Saat aku melewati tanjakan penuh
bebatuan melewati sungai, aku memikirkanmu. Bagaimana reaksimu jika kau
pulang dan mendapati berita bahwa aku berada di Ciremai, bukan di kamar
yang hangat dan aman? Bagaimana jika kau pulang dan tahu bahwa aku
telah berjalan terlalu jauh dari apa yang kau inginkan? Apakah kau akan
marah? Apakah marahmu masih tersisa untuk seorang wanita yang bukan lagi
waktunya mendapat marahmu? Saat itu juga aku merasa tak betah berada di
hutan, padahal aku lebih suka berada di hutan dari pada di kota. Maka
kupercepat langkahku untuk segera pulang dan menghiraukan rasa sakit di
dada dan lambungku.
Aku ingin
pulang. Bertemu denganmu. Dan kau mendapatiku berada di kamar sambil
membaca buku seperti biasanya. Kau tersenyum dan bertanya apa yang
sedang kulakukan atau apa yang sedang kubaca. Lalu memintaku membuatkan
segelas kopi yang tidak enak. Lalu kau memuji bahwa kau merindukan kopi
buatanku dan kopi itu rasanya enak.
I miss you so much.
Aku
menunggu detik-detik kepulanganmu. Aku menyesal pergi ke Ciremai tanpa
restumu, Dad. Jika waktu bisa kuputar kembali, aku akan meminta ijinmu
meskipun jawabannya akan selalu tidak.
Dan ternyata aku masih bisa menyesal. Maka aku menyesal untuk tidak meminta ijin padamu.
Aku akan mengingatkan diriku tentang tulisan ini. Agar aku tak melakukan hal bodoh lagi.
Kupakai semua baju di lemarimu agar bisa kucium bau tubuhmu. Dad, Aku mencintai Tuhan melaluimu.
Aku tak bisa berjanji bahwa aku
tidak akan tuli dan bandel lagi. Karena mungkin saja aku buta atau bisu
nanti. Tapi aku takkan mengecewakanmu, Dad. I'm yours. Maaf juga telah
mengajak adik-adik ke Kerenceng dan membuat mereka terluka disana-sini,
kedinginan dan kelaparan. Aku belum menjadi kakak yang baik untuk
menentukan mana yang baik dan mana yang tidak baik. Maaf.
Jika
kau memintaku melepas cincin kakiku sekali lagi, maka akan kulakukan.
Jika kau memintaku berhenti melakukan hal-hal bodoh, maka akan
kulakukan.

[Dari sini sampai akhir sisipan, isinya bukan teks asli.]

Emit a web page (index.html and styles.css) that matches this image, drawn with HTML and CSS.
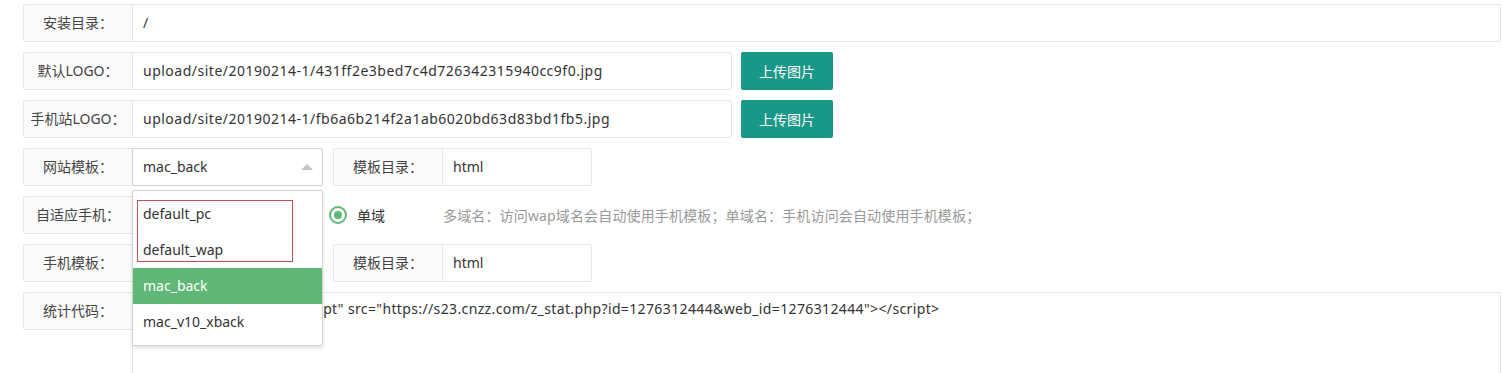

Apapun yang kau minta, akan kuberikan. Cepat pulang, Dad...
Seperti
kau, aku juga suka menulis. Seperti kau, aku juga suka kopi hitam.
Seperti kau, aku juga suka rokok. Seperti kau, aku mencintai naik gunung
dan backpacker. Seperti kau, aku mencintai Mom dan adik-adikku. Seperti
kau, aku membenci penyesalan.
Untuk pria yang namanya terselip di gerbong namaku yang begitu panjang
7 Juli 2011
aku takkan pergi kemana-mana lagi tanpa restumu dan aku berjanji demi cintaku pada Tuhan karenamu.